Outside of my dissertation, my professional background as a China-Africa management consultant motivated me in pursuing research on China-Africa economic engagement. I coauthored a paper with Leonce Ano and Linda Calabrese on the role of Chinese Foreign Direct Investment (FDI) in Africa, examining how the term is defined and operationalized and how that operationalization results in wildly different data analysis. Much social science literature, including international business scholarship, does not correctly define and operationalize FDI, as it refers to transactions that allow for control and management of the assets over the long-term and thus the main risk is borne by investors. However, the Chinese projects in Africa that make headlines and generates interest from social scientists often come in the form of policy bank loans, grants, and other forms of finance, and the risk is borne by the borrowing country, not investors. Thus much Chinese economic engagement with Africa is not FDI and will not count towards FDI statistics, but many scholars mistakenly use that term in their research.
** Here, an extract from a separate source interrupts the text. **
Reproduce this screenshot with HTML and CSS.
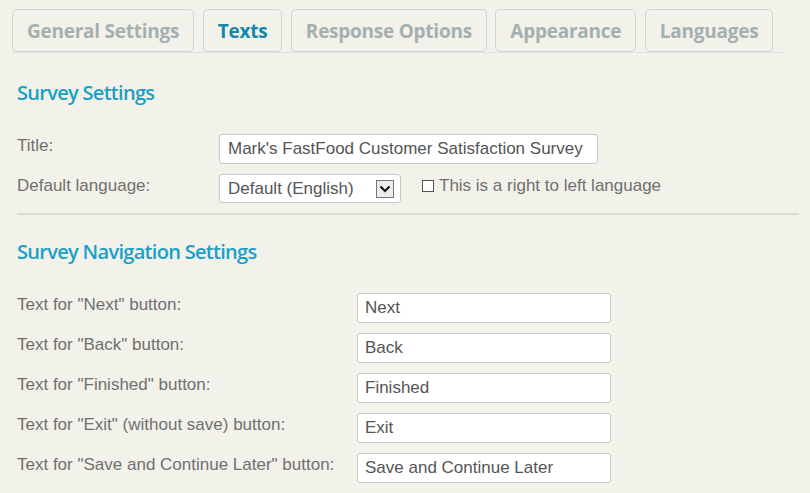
FILE: index.html
```html
<!DOCTYPE html>
<html>
<head>
<meta charset="utf-8">
<link rel="stylesheet" href="styles.css">
</head>
<body>
<div class="page">
  <div class="tabs">
    <div class="tab">General Settings</div>
    <div class="tab active">Texts</div>
    <div class="tab">Response Options</div>
    <div class="tab">Appearance</div>
    <div class="tab">Languages</div>
  </div>

  <div class="content">
    <h2 class="heading first">Survey Settings</h2>
    <div class="form survey">
      <label class="label">Title:</label>
      <div class="field"><div class="input wide">Mark's FastFood Customer Satisfaction Survey</div></div>
      <label class="label">Default language:</label>
      <div class="field">
        <div class="select">
          <span>Default (English)</span>
          <span class="arrow"><svg width="12" height="8" viewBox="0 0 12 8"><path d="M1.5 1.5 L6 6 L10.5 1.5" fill="none" stroke="#111" stroke-width="2"/></svg></span>
        </div>
        <span class="rtl"><span class="checkbox"></span>This is a right to left language</span>
      </div>
    </div>

    <div class="divider"></div>

    <h2 class="heading">Survey Navigation Settings</h2>
    <div class="form nav">
      <label class="label">Text for "Next" button:</label>
      <div class="field"><div class="input">Next</div></div>
      <label class="label">Text for "Back" button:</label>
      <div class="field"><div class="input">Back</div></div>
      <label class="label">Text for "Finished" button:</label>
      <div class="field"><div class="input">Finished</div></div>
      <label class="label">Text for "Exit" (without save) button:</label>
      <div class="field"><div class="input">Exit</div></div>
      <label class="label">Text for "Save and Continue Later" button:</label>
      <div class="field"><div class="input">Save and Continue Later</div></div>
    </div>
  </div>
</div>
</body>
</html>
```

FILE: styles.css
```css
html, body {
  margin: 0;
  padding: 0;
  background: #f2f1ea;
}

.page {
  width: 810px;
  height: 493px;
  overflow: hidden;
}

.tabs {
  display: flex;
  gap: 8.5px;
  margin-left: 12px;
  width: 774px;
  padding-top: 9px;
  border-bottom: 1px solid #dde3e1;
  box-sizing: border-box;
}

.tab {
  height: 43px;
  box-sizing: border-box;
  padding: 0 14px;
  border: 1.5px solid #cdd6d6;
  border-radius: 5px;
  display: flex;
  align-items: center;
  font-family: "Open Sans", sans-serif;
  font-weight: 700;
  font-size: 19px;
  color: #a4b0b0;
  letter-spacing: -0.25px;
}

.tab.active {
  color: #1488aa;
}

.content {
  padding: 0 11px 0 17px;
}

.heading {
  margin: 0;
  font-family: "Open Sans", sans-serif;
  font-weight: 600;
  font-size: 20px;
  color: #1aa0c8;
  letter-spacing: -0.7px;
  line-height: 26px;
}

.heading.first {
  padding-top: 27px;
}

.form {
  display: grid;
  row-gap: 10px;
  font-family: "Liberation Sans", Arial, sans-serif;
}

.form.survey {
  grid-template-columns: 202px 1fr;
  margin-top: 28px;
}

.form.nav {
  grid-template-columns: 340px 1fr;
  margin-top: 28px;
}

.label {
  font-size: 17px;
  color: #707070;
  padding-top: 2px;
  line-height: 20px;
}

.field {
  display: flex;
  align-items: center;
}

.input {
  width: 254px;
  height: 30px;
  box-sizing: border-box;
  background: #fff;
  border: 1px solid #c9c9c9;
  border-radius: 3px;
  padding: 0 7px;
  font-size: 17px;
  color: #555;
  display: flex;
  align-items: center;
}

.input.wide {
  width: 379px;
  padding-left: 8px;
}

.select {
  width: 182px;
  height: 29px;
  box-sizing: border-box;
  background: #fff;
  border: 1px solid #c9c9c9;
  border-radius: 3px;
  padding: 0 6px 0 8px;
  font-size: 17px;
  color: #555;
  display: flex;
  align-items: center;
  justify-content: space-between;
}

.arrow {
  width: 18px;
  height: 18px;
  box-sizing: border-box;
  border: 1px solid #777;
  background: #ececec;
  display: flex;
  align-items: center;
  justify-content: center;
}

.rtl {
  margin-left: 21px;
  font-size: 17px;
  color: #707070;
  display: flex;
  align-items: center;
  margin-top: -6px;
}

.checkbox {
  width: 12px;
  height: 12px;
  box-sizing: border-box;
  border: 1px solid #555;
  background: #fff;
  margin-right: 5px;
}

.divider {
  height: 2px;
  background: #dcdbd3;
  margin-top: 10px;
  margin-bottom: 24px;
}
```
To illustrate this point, we demonstrate that many published articles conflate FDI or investment with development finance (such as infrastructure finance provided via lending) in their datasets and, using more accurate datasets, we observe a strong positive correlation between Chinese FDI and GDP growth, which is a straightforward measure that applies to a range of social sciences. A single percentage increase in Chinese FDI is associated with a 26% increase in GDP growth. Conversely, we also observe a negative correlation between Chinese lending and generic “investment” and GDP, where a single percentage increase in these factors is associated with a 16% decrease in GDP. Again, most social science datasets, including those in international business, erroneously use the latter but claim to study the former in their FDI research, often conflating infrastructure finance with FDI.